>>>

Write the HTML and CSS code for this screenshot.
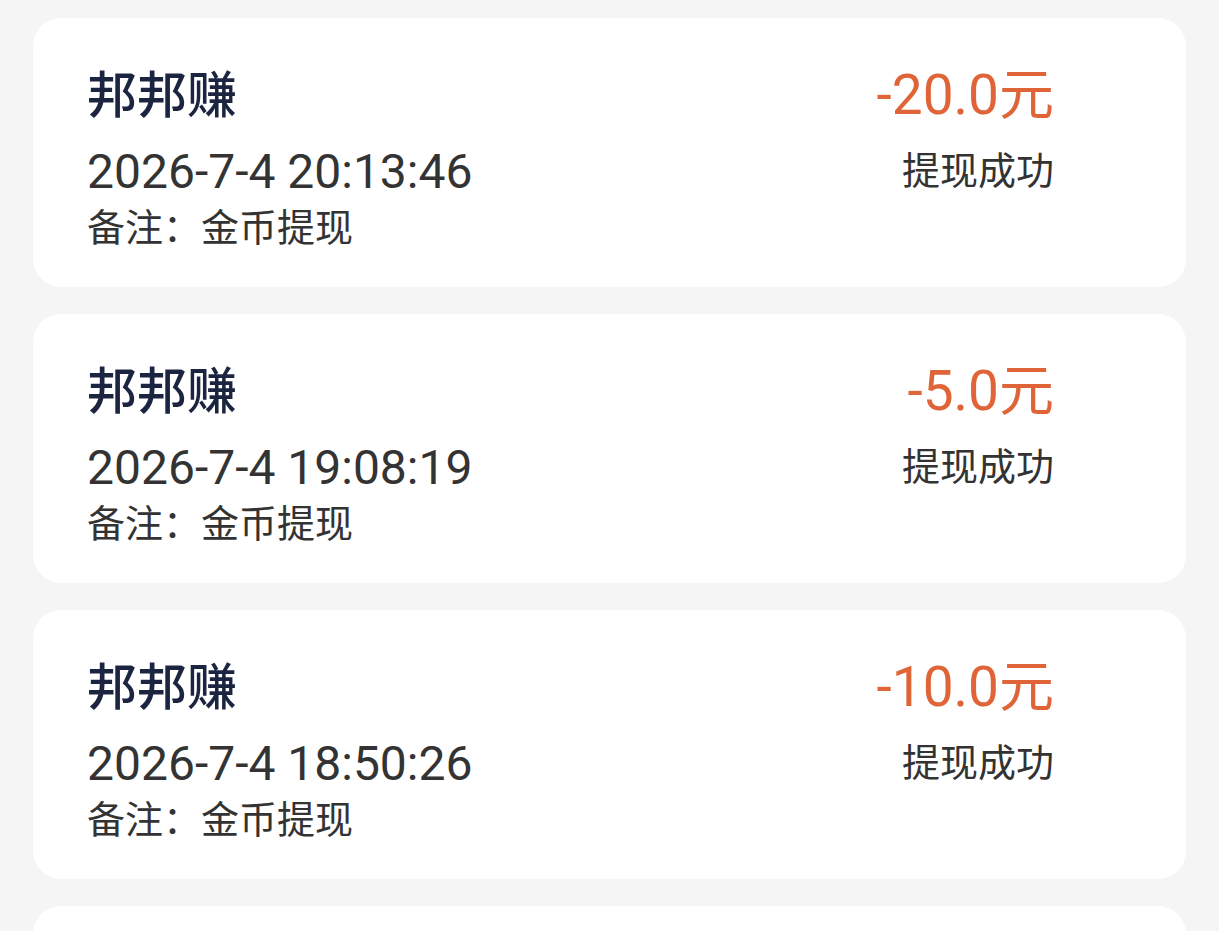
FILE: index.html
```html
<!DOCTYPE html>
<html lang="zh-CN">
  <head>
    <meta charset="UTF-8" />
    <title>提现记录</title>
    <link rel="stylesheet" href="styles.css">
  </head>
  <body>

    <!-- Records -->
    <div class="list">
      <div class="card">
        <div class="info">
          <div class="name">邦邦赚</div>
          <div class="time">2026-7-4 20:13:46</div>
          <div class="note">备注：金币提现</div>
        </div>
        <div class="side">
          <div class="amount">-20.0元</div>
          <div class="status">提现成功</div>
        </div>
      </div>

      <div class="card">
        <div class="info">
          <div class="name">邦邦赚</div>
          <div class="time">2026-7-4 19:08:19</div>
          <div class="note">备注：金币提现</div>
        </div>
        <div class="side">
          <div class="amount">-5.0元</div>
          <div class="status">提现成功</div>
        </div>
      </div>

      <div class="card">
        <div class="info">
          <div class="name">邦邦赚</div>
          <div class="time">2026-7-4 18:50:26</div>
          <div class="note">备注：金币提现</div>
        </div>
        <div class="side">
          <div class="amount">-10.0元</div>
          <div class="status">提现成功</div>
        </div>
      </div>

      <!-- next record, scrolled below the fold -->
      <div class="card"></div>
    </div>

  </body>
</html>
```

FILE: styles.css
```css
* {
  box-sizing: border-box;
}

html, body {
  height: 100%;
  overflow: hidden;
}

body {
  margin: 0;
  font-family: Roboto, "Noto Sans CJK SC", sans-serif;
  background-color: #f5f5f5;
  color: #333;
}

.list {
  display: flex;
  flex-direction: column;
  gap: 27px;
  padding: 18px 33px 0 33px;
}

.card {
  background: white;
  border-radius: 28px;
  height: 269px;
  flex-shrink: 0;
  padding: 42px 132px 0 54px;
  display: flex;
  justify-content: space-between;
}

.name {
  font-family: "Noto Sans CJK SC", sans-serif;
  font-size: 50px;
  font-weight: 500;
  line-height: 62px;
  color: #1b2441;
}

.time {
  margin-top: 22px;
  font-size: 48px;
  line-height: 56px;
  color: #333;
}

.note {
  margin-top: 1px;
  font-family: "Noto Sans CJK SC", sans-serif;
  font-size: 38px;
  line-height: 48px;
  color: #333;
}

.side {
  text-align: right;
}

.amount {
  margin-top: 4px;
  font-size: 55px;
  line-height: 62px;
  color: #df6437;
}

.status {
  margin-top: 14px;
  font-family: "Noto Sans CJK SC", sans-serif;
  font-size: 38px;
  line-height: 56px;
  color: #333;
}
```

<<<

• What the task requires: Pictures in the data above should not be copied; transcribe everything else exactly.

• Worked solution:
Write the HTML and CSS code for this screenshot.
FILE: index.html
```html
<!DOCTYPE html>
<html lang="zh-CN">
  <head>
    <meta charset="UTF-8" />
    <title>提现记录</title>
    <link rel="stylesheet" href="styles.css">
  </head>
  <body>

    <!-- Records -->
    <div class="list">
      <div class="card">
        <div class="info">
          <div class="name">邦邦赚</div>
          <div class="time">2026-7-4 20:13:46</div>
          <div class="note">备注：金币提现</div>
        </div>
        <div class="side">
          <div class="amount">-20.0元</div>
          <div class="status">提现成功</div>
        </div>
      </div>

      <div class="card">
        <div class="info">
          <div class="name">邦邦赚</div>
          <div class="time">2026-7-4 19:08:19</div>
          <div class="note">备注：金币提现</div>
        </div>
        <div class="side">
          <div class="amount">-5.0元</div>
          <div class="status">提现成功</div>
        </div>
      </div>

      <div class="card">
        <div class="info">
          <div class="name">邦邦赚</div>
          <div class="time">2026-7-4 18:50:26</div>
          <div class="note">备注：金币提现</div>
        </div>
        <div class="side">
          <div class="amount">-10.0元</div>
          <div class="status">提现成功</div>
        </div>
      </div>

      <!-- next record, scrolled below the fold -->
      <div class="card"></div>
    </div>

  </body>
</html>
```

FILE: styles.css
```css
* {
  box-sizing: border-box;
}

html, body {
  height: 100%;
  overflow: hidden;
}

body {
  margin: 0;
  font-family: Roboto, "Noto Sans CJK SC", sans-serif;
  background-color: #f5f5f5;
  color: #333;
}

.list {
  display: flex;
  flex-direction: column;
  gap: 27px;
  padding: 18px 33px 0 33px;
}

.card {
  background: white;
  border-radius: 28px;
  height: 269px;
  flex-shrink: 0;
  padding: 42px 132px 0 54px;
  display: flex;
  justify-content: space-between;
}

.name {
  font-family: "Noto Sans CJK SC", sans-serif;
  font-size: 50px;
  font-weight: 500;
  line-height: 62px;
  color: #1b2441;
}

.time {
  margin-top: 22px;
  font-size: 48px;
  line-height: 56px;
  color: #333;
}

.note {
  margin-top: 1px;
  font-family: "Noto Sans CJK SC", sans-serif;
  font-size: 38px;
  line-height: 48px;
  color: #333;
}

.side {
  text-align: right;
}

.amount {
  margin-top: 4px;
  font-size: 55px;
  line-height: 62px;
  color: #df6437;
}

.status {
  margin-top: 14px;
  font-family: "Noto Sans CJK SC", sans-serif;
  font-size: 38px;
  line-height: 56px;
  color: #333;
}
```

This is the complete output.